Denis Nshimirimana, secrétaire général de la Chambre Fédérale du Commerce et d’Industrie du Burundi (FICIB) parlent d’autres sources potentielles de devises. Le pays peut miser sur le commerce transfrontalier. Pour le cas de la RDC, les services des migrations enregistraient entre six mille et huit mille personnes qui franchissaient la frontière. La majorité (environ 5000 personnes) était d’origine congolaise. C’étaient de petits commerçants qui venaient s’approvisionner sur le marché local. Si chaque commerçant apportait 200 USD, alors le pays enregistrerait autour d’un millions USD par jour, soit près de 30 millions USD par mois. Mais au lieu de profiter de cette opportunité, le pays se contente de collecter les devises issues du test Covid-19. Il plaide pour la facilitation des flux de marchandises pour maximiser les recettes en devises.
Promouvoir le tourisme
La suppression du visa à l’arrivée a porté un coup dur à l’économie. Le Burundi est presque fermé. Il faudra donc étudier les modalités de rétablissement du visa à l’arrivée pour promouvoir le tourisme. Il rappelle que dans les autres pays de la sous-région, le tourisme est parmi les secteurs pourvoyeurs de devises. En 2019, la Tanzanie vient en tête des pays de la sous-région qui enregistrent d’importantes recettes touristiques avec 2,5 milliards USD, le Kenya est en deuxième position avec 1,6 milliards USD et l’Ouganda occupe la troisième position avec 1,1 milliards USD.

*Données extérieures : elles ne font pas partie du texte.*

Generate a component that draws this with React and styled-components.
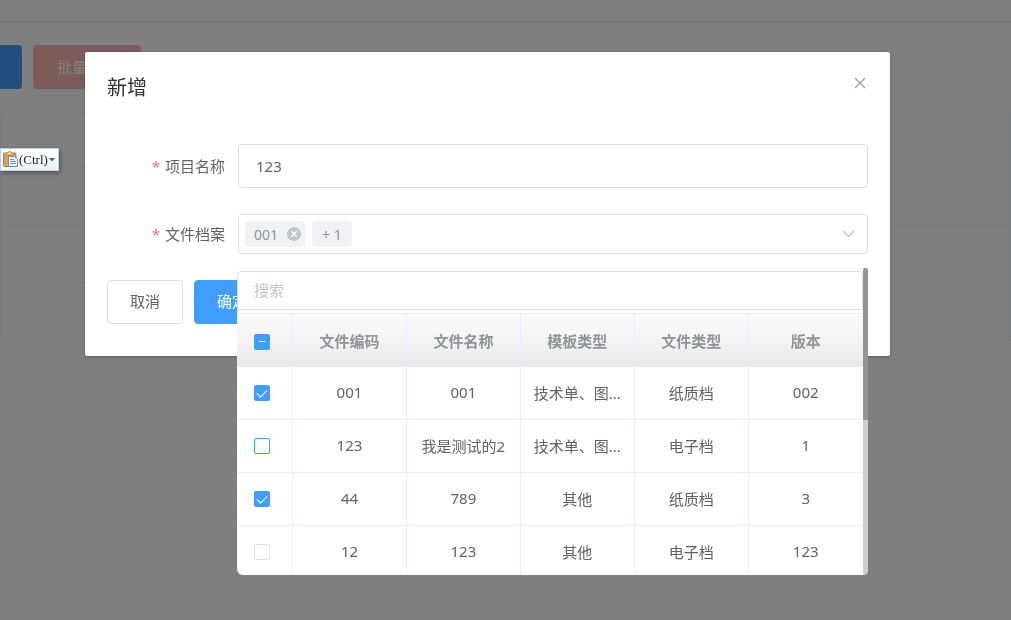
import React, { useEffect, useRef, useState } from "react";
import styled, { createGlobalStyle } from "styled-components";

const columns = ["文件编码", "文件名称", "模板类型", "文件类型", "版本"];

const files = [
  { code: "001", name: "001", template: "技术单、图...", type: "纸质档", version: "002" },
  { code: "123", name: "我是测试的2", template: "技术单、图...", type: "电子档", version: "1", active: true },
  { code: "44", name: "789", template: "其他", type: "纸质档", version: "3" },
  { code: "12", name: "123", template: "其他", type: "电子档", version: "123", disabled: true },
];

const App = () => {
  const [name, setName] = useState("123");
  const [selected, setSelected] = useState(["001", "44"]);
  const allRef = useRef(null);
  const partial = selected.length > 0 && selected.length < files.length;

  useEffect(() => {
    allRef.current.indeterminate = partial;
  }, [partial]);

  const toggle = (code) =>
    setSelected((list) => (list.includes(code) ? list.filter((c) => c !== code) : [...list, code]));

  const toggleAll = () =>
    setSelected((list) => (list.length ? [] : files.filter((f) => !f.disabled).map((f) => f.code)));

  return (
    <>
      <GlobalStyle />
      <Page>
        <TopBar />
        <Toolbar>
          <ToolButton $color="#409eff" $edge aria-label="新增" />
          <ToolButton $color="#fab6b6">批量删除</ToolButton>
        </Toolbar>
        <BackGrid>
          <BackRow $height="52px" />
          <BackRow $height="57px" />
          <BackRow $height="57px" />
          <BackRow $height="57px" />
        </BackGrid>
      </Page>

      <Overlay>
        <Dialog role="dialog" aria-labelledby="dialog-title">
          <DialogHeader>
            <Title id="dialog-title">新增</Title>
            <CloseButton aria-label="关闭">
              <svg width="12" height="12" viewBox="0 0 12 12" fill="none" stroke="#999ca1" strokeWidth="1.3">
                <path d="M1 1l10 10M11 1L1 11" />
              </svg>
            </CloseButton>
          </DialogHeader>

          <Form onSubmit={(e) => e.preventDefault()}>
            <Field>
              <Label htmlFor="project">项目名称</Label>
              <TextInput id="project" value={name} onChange={(e) => setName(e.target.value)} />
            </Field>
            <Field>
              <Label htmlFor="archive">文件档案</Label>
              <SelectWrap>
                <SelectBox>
                  {selected.length > 0 && (
                    <Tag>
                      {selected[0]}
                      <TagClose type="button" aria-label="移除" onClick={() => toggle(selected[0])}>
                        <svg width="14" height="14" viewBox="0 0 14 14">
                          <circle cx="7" cy="7" r="7" fill="#c0c4cc" />
                          <path d="M4.3 4.3l5.4 5.4M9.7 4.3L4.3 9.7" stroke="#fff" strokeWidth="1.3" />
                        </svg>
                      </TagClose>
                    </Tag>
                  )}
                  {selected.length > 1 && <Tag $count>+ {selected.length - 1}</Tag>}
                  <Arrow id="archive" type="button" aria-haspopup="true" aria-expanded="true">
                    <svg width="13" height="8" viewBox="0 0 13 8" fill="none" stroke="#c0c4cc" strokeWidth="1.3">
                      <path d="M1 1l5.5 5.5L12 1" />
                    </svg>
                  </Arrow>
                </SelectBox>

                <Dropdown>
                  <Panel>
                    <Search placeholder="搜索" aria-label="搜索" />
                    <Table>
                      <thead>
                        <tr>
                          <HeadCell $check>
                            <Check
                              ref={allRef}
                              type="checkbox"
                              aria-label="全选"
                              checked={selected.length === files.length}
                              onChange={toggleAll}
                            />
                          </HeadCell>
                          {columns.map((c) => (
                            <HeadCell key={c}>{c}</HeadCell>
                          ))}
                        </tr>
                      </thead>
                      <tbody>
                        {files.map((f) => (
                          <tr key={f.code}>
                            <Cell $check>
                              <Check
                                type="checkbox"
                                aria-label={f.code}
                                checked={selected.includes(f.code)}
                                disabled={f.disabled}
                                $active={f.active}
                                onChange={() => toggle(f.code)}
                              />
                            </Cell>
                            <Cell>{f.code}</Cell>
                            <Cell>{f.name}</Cell>
                            <Cell>{f.template}</Cell>
                            <Cell>{f.type}</Cell>
                            <Cell>{f.version}</Cell>
                          </tr>
                        ))}
                      </tbody>
                    </Table>
                  </Panel>
                  <Track>
                    <Thumb />
                  </Track>
                </Dropdown>
              </SelectWrap>
            </Field>
            <Actions>
              <Button type="button">取消</Button>
              <Button type="submit" $primary>
                确定
              </Button>
            </Actions>
          </Form>
        </Dialog>
      </Overlay>

      <PasteButton>
        <svg width="15" height="17" viewBox="0 0 15 17">
          <rect x="0.5" y="2" width="12.5" height="13.5" rx="1" fill="#e2a04a" stroke="#b87a2c" />
          <path d="M3 4V2h2a1.6 1.6 0 0 1 3.4 0h2v2z" fill="#f6dc8c" stroke="#a8803a" strokeWidth="0.8" />
          <path d="M5.5 5.5h6l3 3v7h-9z" fill="#f4f8ff" stroke="#6a8fc4" />
          <path d="M7 8.5h4M7 10.5h6M7 12.5h6" stroke="#6a93cf" />
        </svg>
        (Ctrl)
        <svg width="6" height="4" viewBox="0 0 6 4">
          <path d="M0 0h6L3 3.5z" fill="#44618f" />
        </svg>
      </PasteButton>
    </>
  );
};

const GlobalStyle = createGlobalStyle`
  * {
    box-sizing: border-box;
  }
  body {
    margin: 0;
    background: #fff;
    color: #606266;
  }
  body, button, input {
    font-family: "Noto Sans", "Noto Sans CJK SC", sans-serif;
    font-size: 15px;
  }
  button {
    padding: 0;
    border: none;
    background: none;
    cursor: pointer;
  }
`;

const Page = styled.div`
  min-height: 100vh;
`;

const TopBar = styled.header`
  height: 23px;
  border-bottom: 2px solid #eceef2;
`;

const Toolbar = styled.div`
  display: flex;
  gap: 11px;
  padding: 22px 0 24px;
`;

const ToolButton = styled.button`
  height: 44px;
  min-width: 22px;
  padding: ${(p) => (p.$edge ? "0" : "0 24px 2px")};
  border-radius: ${(p) => (p.$edge ? "0 4px 4px 0" : "4px")};
  background: ${(p) => p.$color};
  color: #fff;
`;

const BackGrid = styled.div`
  border: 1px solid #f0f2f6;
  border-bottom: none;
`;

const BackRow = styled.div`
  height: calc(${(p) => p.$height} + 1px);
  border-bottom: 1px solid #f0f2f6;
`;

const Overlay = styled.div`
  position: fixed;
  inset: 0;
  padding: 52px 12% 0 85px;
  background: rgba(0, 0, 0, 0.5);
`;

const Dialog = styled.section`
  padding: 21px 22px 32px;
  border-radius: 2px;
  background: #fff;
  box-shadow: 0 1px 3px rgba(0, 0, 0, 0.3);
`;

const DialogHeader = styled.header`
  display: flex;
  justify-content: space-between;
  align-items: flex-start;
  margin-bottom: 41px;
`;

const Title = styled.h1`
  margin: 0;
  font-size: 20px;
  font-weight: 400;
  line-height: 30px;
  color: #303133;
`;

const CloseButton = styled.button`
  display: grid;
  place-items: center;
  width: 16px;
  height: 20px;
`;

const Form = styled.form`
  display: flex;
  flex-direction: column;
  gap: 26px;
`;

const Field = styled.div`
  display: grid;
  grid-template-columns: 118px 1fr;
  column-gap: 13px;
  align-items: center;
`;

const Label = styled.label`
  padding-bottom: 2px;
  text-align: right;
  &::before {
    content: "*";
    margin-right: 5px;
    color: #f56c6c;
  }
`;

const TextInput = styled.input`
  width: 100%;
  height: 44px;
  padding: 0 17px 1px;
  border: 1px solid #dcdfe6;
  border-radius: 4px;
  outline: none;
  color: #606266;
`;

const SelectWrap = styled.div`
  position: relative;
`;

const SelectBox = styled.div`
  display: flex;
  align-items: center;
  gap: 7px;
  height: 40px;
  padding: 0 12px 0 6px;
  border: 1px solid #dcdfe6;
  border-radius: 4px;
`;

const Tag = styled.span`
  display: flex;
  align-items: center;
  gap: 9px;
  height: 26px;
  padding: ${(p) => (p.$count ? "0 10px" : "0 4px 0 9px")};
  border-radius: 4px;
  background: #f0f2f5;
  color: #909399;
  font-size: 14px;
`;

const TagClose = styled.button`
  display: flex;
`;

const Arrow = styled.button`
  display: flex;
  margin-left: auto;
`;

const Dropdown = styled.div`
  position: absolute;
  z-index: 2;
  top: calc(100% + 17px);
  left: -1px;
  right: 0;
  display: flex;
  height: 304px;
`;

const Panel = styled.div`
  flex: 1;
  min-width: 0;
  overflow: hidden;
  border-radius: 4px 0 0 6px;
  background: #fff;
`;

const Search = styled.input`
  display: block;
  width: 100%;
  height: 39px;
  margin-bottom: 3px;
  padding: 0 16px 2px;
  border: 1px solid #dcdfe6;
  border-radius: 4px 4px 0 0;
  outline: none;
  &::placeholder {
    color: #c0c4cc;
  }
`;

const Table = styled.table`
  width: 100%;
  table-layout: fixed;
  border-collapse: separate;
  border-spacing: 0;
  border-top: 1px solid #ebeef5;
  text-align: center;
  thead {
    background: linear-gradient(#fcfcfc, #eaeaea);
  }
`;

const HeadCell = styled.th`
  width: ${(p) => (p.$check ? "56px" : "auto")};
  height: 53px;
  padding: ${(p) => (p.$check ? "2px 0 0 17px" : "0")};
  border-right: 1px solid #ebeef5;
  color: #909399;
  font-weight: 700;
  &:last-child {
    border-right: none;
  }
`;

const Cell = styled.td`
  height: 53px;
  padding: ${(p) => (p.$check ? "0 0 0 17px" : "0 0 2px")};
  border-right: 1px solid #ebeef5;
  border-bottom: 1px solid #ebeef5;
  white-space: nowrap;
  &:last-child {
    border-right: none;
  }
`;

const Check = styled.input`
  display: grid;
  place-items: center;
  width: 16px;
  height: 16px;
  margin: 0;
  appearance: none;
  border: 1px solid ${(p) => (p.$active ? "#409eff" : "#dcdfe6")};
  border-radius: 2px;
  background: #fff;
  &:checked,
  &:indeterminate {
    border-color: #409eff;
    background: #409eff;
  }
  &:checked::after {
    content: "";
    width: 9px;
    height: 5px;
    margin-bottom: 3px;
    border: solid #fff;
    border-width: 0 0 1px 1px;
    transform: rotate(-45deg);
  }
  &:indeterminate::after {
    content: "";
    width: 6px;
    height: 1px;
    background: #fff;
  }
`;

const Track = styled.div`
  position: relative;
  width: 5px;
  border-radius: 0 0 4px 0;
  background: #cdcdcd;
`;

const Thumb = styled.div`
  position: absolute;
  top: -3px;
  width: 100%;
  height: 50%;
  border-radius: 2px 2px 0 0;
  background: #949494;
`;

const Actions = styled.div`
  display: flex;
  gap: 11px;
`;

const Button = styled.button`
  height: 44px;
  padding: 0 22px 3px;
  border: 1px solid ${(p) => (p.$primary ? "#409eff" : "#dcdfe6")};
  border-radius: 4px;
  background: ${(p) => (p.$primary ? "#409eff" : "#fff")};
  color: ${(p) => (p.$primary ? "#fff" : "#606266")};
`;

const PasteButton = styled.button`
  position: fixed;
  z-index: 3;
  top: 148px;
  left: 0;
  display: flex;
  align-items: center;
  gap: 1px;
  height: 23px;
  padding: 0 3px 0 2px;
  border: 1px solid #b5d3ea;
  background: linear-gradient(#fff, #eff3f8);
  box-shadow: 1px 2px 5px rgba(0, 0, 0, 0.4);
  color: #222;
  font-family: "Liberation Serif", serif;
  font-size: 13px;
`;

export default App;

A en croire le secrétaire général de la CFCIB, le Burundi dispose d’un grand potentiel touristique. Rien que le littoral du lac Tanganyika, on peut en faire une côte d’azur burundaise qui pourrait faire vivre toute la population. Pour gagner ce pari, propose-t-il, l’opérationnalisation de la compagnie aérienne nationale « Burundi Airlines » est indispensable. Parmi les facteurs qui découragent les voyageurs et les touristes à venir au Burundi figurent les tickets d’avion qui coûtent excessivement chers. En se dotant de sa propre compagnie aérienne, le pays peut jouer sur les prix des tickets. Sinon, on n’aura pas beaucoup de voyageurs, car les tickets sur le Burundi restent chers.